Monday, October 24, 2016



Is ‘Clean Coal’ As Real As Trump’s Hair?

By: Skylar Ferris

During the latest clash between presidential hopefuls Donald Trump and Hillary Clinton just this past October 9, they were both asked a question, “How will your energy policy meet our energy needs while staying environmentally friendly and minimizing job less for energy companies?” The main point that Trump brought up was clean coal and made a compelling argument about it. Even though it was a question about energy in general, meaning wind and solar energy, Trump stuck by his clean coal and even saying this about it:

            “Coal will last for 1000 years in this country….Now we have natural gas and so many                    other things because of technology. We have found over the last 7 years, we have found                        tremendous wealth right under our feet….I will bring our energy companies back,                        they’ll compete, they’ll make money and they’ll pay off our national debt.”

 A protestor holding a sign in Washington DC By Linh Do https://www.flickr.com/photos/lmdo/5640303719


What doesn't sound good about that? No debt, no dependence and more jobs for able bodied and willing Americans. Clean coal already sounds like that it is the only way that the coal industry will be able to survive in our environmentally friendly changing world, makes sense to me.

Here is the catch though, there is no such thing as clean coal. Clean coal refers to the progress that is used to make it ‘clean’.

For those of us that have not been on this earth for very long or those of us that just don’t following what energy companies are doing, will think that clean coal is a recent development in the realm of environmental energy. That is not the case, Clean Coal Technology(CCT) has been
around since the late 1980s. Since that time there has been a total of $5.2 billion dollars in showing advanced coal-based technology at a commercial scale; amazingly, state and even industry provided for about 66% of the total amount of funding that this project needed. There are as many as 38 individual power plants that are being built/have been built to continue this project further.

Now, what about the power plants that are already built? To answer this question is the Power Plant Improvement Initiative(PPII); which does exactly what you think it sounds like it will do, improve the already existing coal powered power plants so that they will be able to match the new
ones being built with this new technology. This came in January of 2001 where the DOE(Department Of Energy) issued $95 million dollars in federal matching funds to help these plants match up with the new ones being built.

Now the reason that coal needs an environmental face lift isn't just because of the CO2 that it releases into the air when burnt, but the ingredients in coal help us make plastics, tar and fertilizers, it also helps us make steel which we use in buildings. Most of the coal that the US, 92 percent, is used in power production. When coal burns it releases what is called flue gas, which are the white clouds of smoke that come out of the smoke stacks.
An oxyfuel CCS power plant operation processes the exhaust gases so as to separate the CO2 so that it may be stores or sequestered.

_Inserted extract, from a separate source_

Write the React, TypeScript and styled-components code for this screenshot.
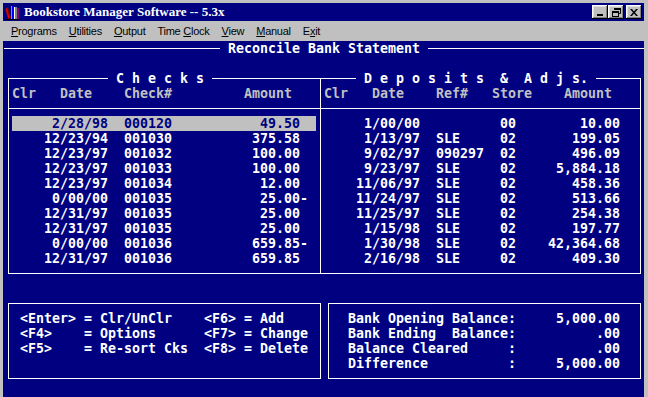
import styled, { createGlobalStyle } from "styled-components";

const NAVY = "#000080";
const GRAY = "#c0c0c0";
const cw = (n: number) => `${n * 8}px`;

const GlobalStyle = createGlobalStyle`
  html, body {
    margin: 0;
    padding: 0;
    background: ${GRAY};
  }
`;

const Window = styled.div`
  width: 648px;
  height: 397px;
  box-sizing: border-box;
  padding: 3px 4px 0 3px;
  display: flex;
  flex-direction: column;
  background: ${GRAY};
  overflow: hidden;
`;

const TitleBar = styled.div`
  height: 18px;
  flex: none;
  display: flex;
  align-items: center;
  background: ${NAVY};
  padding: 0 2px 0 1px;
`;

const AppIcon = styled.svg`
  width: 16px;
  height: 16px;
  flex: none;
`;

const TitleText = styled.div`
  flex: 1;
  margin-left: 4px;
  color: #fff;
  font: bold 13px "Liberation Serif", "Times New Roman", serif;
  white-space: nowrap;
`;

const CapButton = styled.div<{ $gap?: boolean }>`
  width: 16px;
  height: 14px;
  flex: none;
  margin-left: ${(p) => (p.$gap ? 2 : 0)}px;
  background: ${GRAY};
  box-shadow: inset -1px -1px #000, inset 1px 1px #fff, inset -2px -2px #808080,
    inset 2px 2px #dfdfdf;
  display: flex;
  align-items: center;
  justify-content: center;
`;

const MenuBar = styled.div`
  height: 20px;
  flex: none;
  display: flex;
  align-items: center;
  gap: 12px;
  padding-left: 8px;
  font: 11px "Liberation Sans", Arial, sans-serif;
  letter-spacing: -0.25px;
  color: #000;
`;

const MenuItem = styled.span`
  white-space: pre;
`;

const Accel = styled.span`
  text-decoration: underline;
`;

const Console = styled.div`
  flex: 1;
  min-height: 0;
  overflow: hidden;
  background: ${NAVY};
  padding-left: 1px;
  color: #fff;
  font-family: "DejaVu Sans Mono", "Liberation Mono", monospace;
  font-size: 13.29px;
  font-weight: bold;
  line-height: 15px;
`;

const Screen = styled.div`
  width: 640px;
`;

const TitleLine = styled.div`
  display: flex;
  align-items: center;
  height: 15px;
`;

const Rule = styled.div`
  flex: 1;
  height: 1px;
  background: #fff;
`;

const ScreenTitle = styled.div`
  padding: 0 8px;
  width: ${cw(24)};
  white-space: pre;
`;

const Frame = styled.div`
  margin: 22px 0 0 4px;
  width: 633px;
  box-sizing: border-box;
  border: 1px solid #fff;
  display: grid;
  grid-template-columns: 312px 319px;
`;

const Panel = styled.div<{ $divider?: boolean }>`
  border-right: ${(p) => (p.$divider ? "1px solid #fff" : "none")};
`;

const LegendSlot = styled.div<{ $x: number }>`
  height: 0;
  display: flex;
  padding-left: ${(p) => p.$x}px;
`;

const Legend = styled.div`
  height: 15px;
  margin-top: -8px;
  background: ${NAVY};
  white-space: pre;
`;

const PanelHead = styled.div`
  padding: 7px 0;
  border-bottom: 1px solid #fff;
`;

const PanelBody = styled.div`
  padding: 7px 0;
`;

const Row = styled.div<{ $sel?: boolean; $muted?: boolean; $w?: number }>`
  display: flex;
  height: 15px;
  margin-left: 3px;
  width: ${(p) => (p.$w ? cw(p.$w) : "auto")};
  background: ${(p) => (p.$sel ? GRAY : "transparent")};
  color: ${(p) => (p.$sel ? NAVY : p.$muted ? GRAY : "#fff")};
`;

const Cell = styled.span<{ $w: number; $right?: boolean }>`
  flex: none;
  width: ${(p) => cw(p.$w)};
  text-align: ${(p) => (p.$right ? "right" : "left")};
  white-space: pre;
`;

const BottomRow = styled.div`
  margin: 29px 0 0 4px;
  display: grid;
  grid-template-columns: 313px 313px;
  column-gap: 7px;
`;

const InfoBox = styled.div<{ $pad: number }>`
  border: 1px solid #fff;
  padding: 7px 0 7px ${(p) => p.$pad}px;
`;

const Line = styled.div`
  display: flex;
  height: 15px;
`;

const menus = [
  { pre: "", key: "P", post: "rograms" },
  { pre: "", key: "U", post: "tilities" },
  { pre: "", key: "O", post: "utput" },
  { pre: "Time ", key: "C", post: "lock" },
  { pre: "", key: "V", post: "iew" },
  { pre: "", key: "M", post: "anual" },
  { pre: "E", key: "x", post: "it" },
];

const checks = [
  { date: "2/28/98", num: "000120", amt: "49.50", sign: "" },
  { date: "12/23/94", num: "001030", amt: "375.58", sign: "" },
  { date: "12/23/97", num: "001032", amt: "100.00", sign: "" },
  { date: "12/23/97", num: "001033", amt: "100.00", sign: "" },
  { date: "12/23/97", num: "001034", amt: "12.00", sign: "" },
  { date: "0/00/00", num: "001035", amt: "25.00", sign: "-" },
  { date: "12/31/97", num: "001035", amt: "25.00", sign: "" },
  { date: "12/31/97", num: "001035", amt: "25.00", sign: "" },
  { date: "0/00/00", num: "001036", amt: "659.85", sign: "-" },
  { date: "12/31/97", num: "001036", amt: "659.85", sign: "" },
];

const deposits = [
  { date: "1/00/00", ref: "", store: "00", amt: "10.00" },
  { date: "1/13/97", ref: "SLE", store: "02", amt: "199.05" },
  { date: "9/02/97", ref: "090297", store: "02", amt: "496.09" },
  { date: "9/23/97", ref: "SLE", store: "02", amt: "5,884.18" },
  { date: "11/06/97", ref: "SLE", store: "02", amt: "458.36" },
  { date: "11/24/97", ref: "SLE", store: "02", amt: "513.66" },
  { date: "11/25/97", ref: "SLE", store: "02", amt: "254.38" },
  { date: "1/15/98", ref: "SLE", store: "02", amt: "197.77" },
  { date: "1/30/98", ref: "SLE", store: "02", amt: "42,364.68" },
  { date: "2/16/98", ref: "SLE", store: "02", amt: "409.30" },
];

const keys = [
  ["<Enter>", "Clr/UnClr", "<F6>", "Add"],
  ["<F4>", "Options", "<F7>", "Change"],
  ["<F5>", "Re-sort Cks", "<F8>", "Delete"],
];

const balances = [
  ["Bank Opening Balance:", "5,000.00"],
  ["Bank Ending  Balance:", ".00"],
  ["Balance Cleared     :", ".00"],
  ["Difference          :", "5,000.00"],
];

function BooksIcon() {
  return (
    <AppIcon viewBox="0 0 16 16">
      <path d="M1 5 L4 3 L7 14 L4 15 Z" fill="#800000" />
      <path d="M2 5 L3 4.5 L5.5 14 L4.5 14.5 Z" fill="#ff0000" />
      <rect x="7" y="2" width="3" height="13" fill="#0000ff" />
      <rect x="7" y="2" width="1" height="13" fill="#8080ff" />
      <rect x="10" y="3" width="3" height="12" fill="#808080" />
      <rect x="10" y="3" width="1" height="12" fill="#ffffff" />
      <rect x="13" y="4" width="2" height="11" fill="#800080" />
      <rect x="1" y="15" width="14" height="1" fill="#000000" />
    </AppIcon>
  );
}

function MinGlyph() {
  return (
    <svg width="8" height="8" viewBox="0 0 8 8">
      <rect x="1" y="6" width="6" height="2" fill="#000" />
    </svg>
  );
}

function RestoreGlyph() {
  return (
    <svg width="9" height="9" viewBox="0 0 9 9">
      <path d="M2.5 0.5 H8.5 V5.5 H6.5" fill="none" stroke="#000" />
      <rect x="2" y="0" width="7" height="2" fill="#000" />
      <rect x="0.5" y="3.5" width="6" height="5" fill="none" stroke="#000" />
      <rect x="0" y="3" width="7" height="2" fill="#000" />
    </svg>
  );
}

function CloseGlyph() {
  return (
    <svg width="8" height="7" viewBox="0 0 8 7">
      <path d="M0 0 L2 0 L4 2.5 L6 0 L8 0 L5 3.5 L8 7 L6 7 L4 4.5 L2 7 L0 7 L3 3.5 Z" fill="#000" />
    </svg>
  );
}

export default function App() {
  return (
    <>
      <GlobalStyle />
      <Window>
        <TitleBar>
          <BooksIcon />
          <TitleText>Bookstore Manager Software -- 5.3x</TitleText>
          <CapButton>
            <MinGlyph />
          </CapButton>
          <CapButton>
            <RestoreGlyph />
          </CapButton>
          <CapButton $gap>
            <CloseGlyph />
          </CapButton>
        </TitleBar>
        <MenuBar>
          {menus.map((m) => (
            <MenuItem key={m.post}>
              {m.pre}
              <Accel>{m.key}</Accel>
              {m.post}
            </MenuItem>
          ))}
        </MenuBar>
        <Console>
          <Screen>
            <TitleLine>
              <Rule />
              <ScreenTitle>Reconcile Bank Statement</ScreenTitle>
              <Rule />
            </TitleLine>

            <Frame>
              <Panel $divider>
                <LegendSlot $x={99}>
                  <Legend>{" C h e c k s "}</Legend>
                </LegendSlot>
                <PanelHead>
                  <Row $muted>
                    <Cell $w={6}>Clr</Cell>
                    <Cell $w={8}>Date</Cell>
                    <Cell $w={15}>Check#</Cell>
                    <Cell $w={6}>Amount</Cell>
                  </Row>
                </PanelHead>
                <PanelBody>
                  {checks.map((c, i) => (
                    <Row key={i} $sel={i === 0} $w={38}>
                      <Cell $w={12} $right>
                        {c.date}
                      </Cell>
                      <Cell $w={2} />
                      <Cell $w={6}>{c.num}</Cell>
                      <Cell $w={16} $right>
                        {c.amt}
                      </Cell>
                      <Cell $w={1}>{c.sign}</Cell>
                    </Row>
                  ))}
                </PanelBody>
              </Panel>

              <Panel>
                <LegendSlot $x={35}>
                  <Legend>{" D e p o s i t s  &  A d j s. "}</Legend>
                </LegendSlot>
                <PanelHead>
                  <Row $muted>
                    <Cell $w={6}>Clr</Cell>
                    <Cell $w={8}>Date</Cell>
                    <Cell $w={7}>Ref#</Cell>
                    <Cell $w={9}>Store</Cell>
                    <Cell $w={6}>Amount</Cell>
                  </Row>
                </PanelHead>
                <PanelBody>
                  {deposits.map((d, i) => (
                    <Row key={i}>
                      <Cell $w={12} $right>
                        {d.date}
                      </Cell>
                      <Cell $w={2} />
                      <Cell $w={8}>{d.ref}</Cell>
                      <Cell $w={2}>{d.store}</Cell>
                      <Cell $w={13} $right>
                        {d.amt}
                      </Cell>
                    </Row>
                  ))}
                </PanelBody>
              </Panel>
            </Frame>

            <BottomRow>
              <InfoBox $pad={11}>
                {keys.map(([k1, d1, k2, d2]) => (
                  <Line key={k1}>
                    <Cell $w={8}>{k1}</Cell>
                    <Cell $w={2}>=</Cell>
                    <Cell $w={13}>{d1}</Cell>
                    <Cell $w={5}>{k2}</Cell>
                    <Cell $w={2}>=</Cell>
                    <Cell $w={7}>{d2}</Cell>
                  </Line>
                ))}
              </InfoBox>
              <InfoBox $pad={19}>
                {balances.map(([label, value]) => (
                  <Line key={label}>
                    <Cell $w={21}>{label}</Cell>
                    <Cell $w={13} $right>
                      {value}
                    </Cell>
                  </Line>
                ))}
              </InfoBox>
            </BottomRow>
          </Screen>
        </Console>
      </Window>
    </>
  );
}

One of the CCT methods is one called Oxyfuel, which burns the coal using pure oxygen. The benefit of this is that the CO2 that is released from the burning is then abled to be captured and able to be stored somewhere underground or in the deep ocean.
When it is being stored in the ocean it is put into liquid form and is released at depths from 500 to 3,000 meters, this form os storage is still in it’s early stages. The other way to store this CO2 is to displace it underground in coal deposits that cannot be
 reached, there the CO2 is absorbed back into the coal.

So in the context of usage from Trump there is no such thing as
clean coal, but there is such a thing that makes ‘clean coal’.  Even though it is possible to  have this clean coal, but it is highly technical and very expensive. Only a few out of the total clean coal plants are actually operational, the rest are either on hold or are delayed for a very long time.
So in all reality of Trump successfully bringing clean coal to a level that will make a difference on a national level? Probably not, but can’t stop a man from trying.